Upacara yang baru ini untuk pertama kali dilaksanakan pada pemerintahan Kanjeng Susuhan Syekh Syarif Hidayatullah (1482-1568M), tempatnya di Puser Bumi. Puser Bumi yaitu sebutan untuk pusat kegiatan atau pusat pemerintahan Wali Sanga. inti sari dari acara sedekah bumi bisa anda perhatikan baik – baik

Mengenai kedudukan Puser Bumi, ada penjelasan bahwa setelah Sunan Ampel (Jawa Timur) ke Cirebon yang letaknya di Gunung Sembung-sekarang disebut Astana Gunung Jati.

Gelondong Pengareng-areng adalah penyerahan secara sukarela, sebagai rasa syukur atas keberhasilan yang telah diusahakannya. Biasanya berupa hasil bumi seperti Sura Kapendem (hasil tanaman yang terpendam di tanah seperti kembili, ubi kayu, kentang, dan lain sebagainya). Sura gumantung yaitu hasil tanaman di atas tanah seperti sayur mayur, buah-buahan, dan lain sebagainya.

Hasil ternak seperti itik, ayam, kerbau, kambing, sapi, dsb. Juga bagi mereka yang berusaha sebagai nelayan mengirimkan hasil tangkapannya dari laut sebagai rasa syukur dan berbakti kepda kanjeng Sinuhun.

Penyerahan-penyerahan itu terjadi bukan karena paksaan atau peraturan tertentu, tetapi karena kesadaran penduduk itu sendiri dan kemudian dijadikan hukum adat yang aturan-aturan tidak tertulis.

Upacara adat sedekah bumi ditandai dengan Srakalan, pencungkilan tanah, pembacaan kidung yang kemudian diadakan arak-arakan yang diikuti oleh seluruh lapisan masyarakat dengan segala bentuk pertunjukan yang berlangsung di alun-alun Gunung Sembung, misalnya reog, kesenian rentena, brahi, terbang, genjring, barongan, berokan, wayang, angklung bungko bahkan sekarang ini ada pertunjukan tarling modern organ tunggal.

Didalam pertunjukan wayang kulit lakon yang dibawakan dalam acara sedekah sedekah bumi adalah Bhumi Loka, kemudian pada dipagi harinya diadakan ruwatan. Dalam lakon Bhumi Loka diceritakan tentang dendam Arjuna atas kematian ayahnya yaitu prabhu Nirwata Kwaca, kemudian terjadilah peperangan dengan putra Pandawa yang dipimpin oleh Gatot kaca.

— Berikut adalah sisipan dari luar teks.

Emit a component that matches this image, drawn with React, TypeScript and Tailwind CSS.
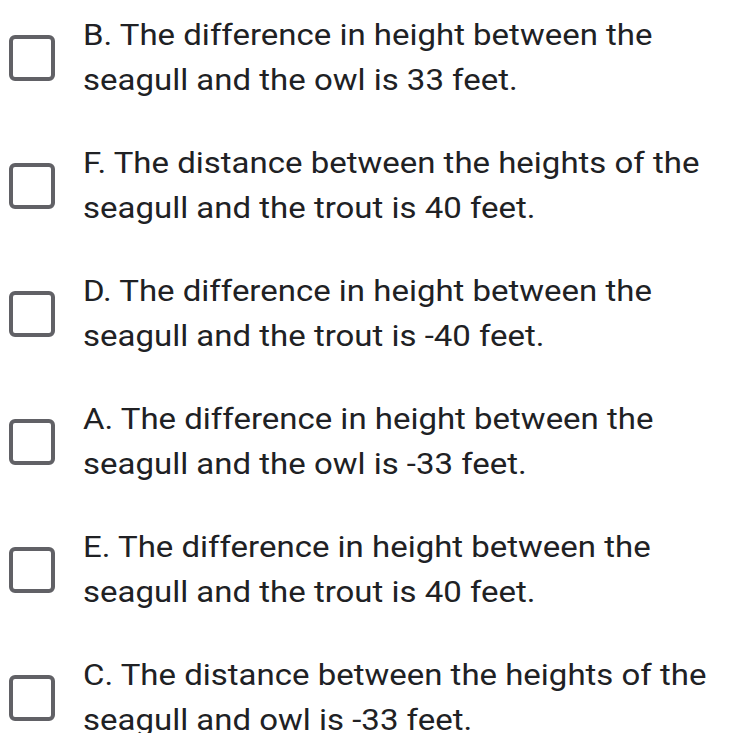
const options = [
  ["B. The difference in height between the", "seagull and the owl is 33 feet."],
  ["F. The distance between the heights of the", "seagull and the trout is 40 feet."],
  ["D. The difference in height between the", "seagull and the trout is -40 feet."],
  ["A. The difference in height between the", "seagull and the owl is -33 feet."],
  ["E. The difference in height between the", "seagull and the trout is 40 feet."],
  ["C. The distance between the heights of the", "seagull and owl is -33 feet."],
];

const App = () => {
  return (
    <div className="h-[733px] w-[733px] overflow-hidden bg-white pt-[13px] font-['Roboto',sans-serif] text-[#202124]">
      <div className="flex flex-col gap-[38px]">
        {options.map(([first, second]) => (
          <div key={first} className="flex items-center">
            <div className="ml-[9px] h-[46px] w-[46px] shrink-0 rounded-[6px] border-[4px] border-[#616166]" />
            {/* the source shot is stretched sideways, so widen the glyphs to match */}
            <div className="ml-[28px] origin-left scale-x-[1.137] whitespace-nowrap text-[29px] leading-[45px]">
              <div>{first}</div>
              <div>{second}</div>
            </div>
          </div>
        ))}
      </div>
    </div>
  );
};

export default App;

Prabu Kresna memerintahkan Gatot kaca untuk membuat anjang-anjang tersebut di angkasa dan menyerang mereka dengan ajian Bramusti. Mereka semua akhirnya terbunuh oleh Gatot kaca di atas anjang-anjang yang telah dipersiapkannya. tradisi mudun lemah di cirebon bisa dijadikan sebagai informasi tambahan.

Bhumi Loka mati terbunuh kemudian menjadi Gludug lor dan Gludug kidul. Lokawati terbunuh menjadi Udan Grantang. Loka Kusuma terbunuh menjadi Kilap, loka sengara mati terbunuh menjadi Gelura.

Dari mitos cerita tersebut maka sedekah bumi dijadikan oleh kepercayaan masyarakat untuk menyambut datangnya musim penghujan. Namun dalam dasawarsa terakhir ini nampaknya makna dari sedekah bumi sudah bergeser dari makna awal. Selain menjadi upacara Ceremony rutinitas biasa sekarang sedekah bumi menjadi daya tarik pariwisata oleh pemerintah.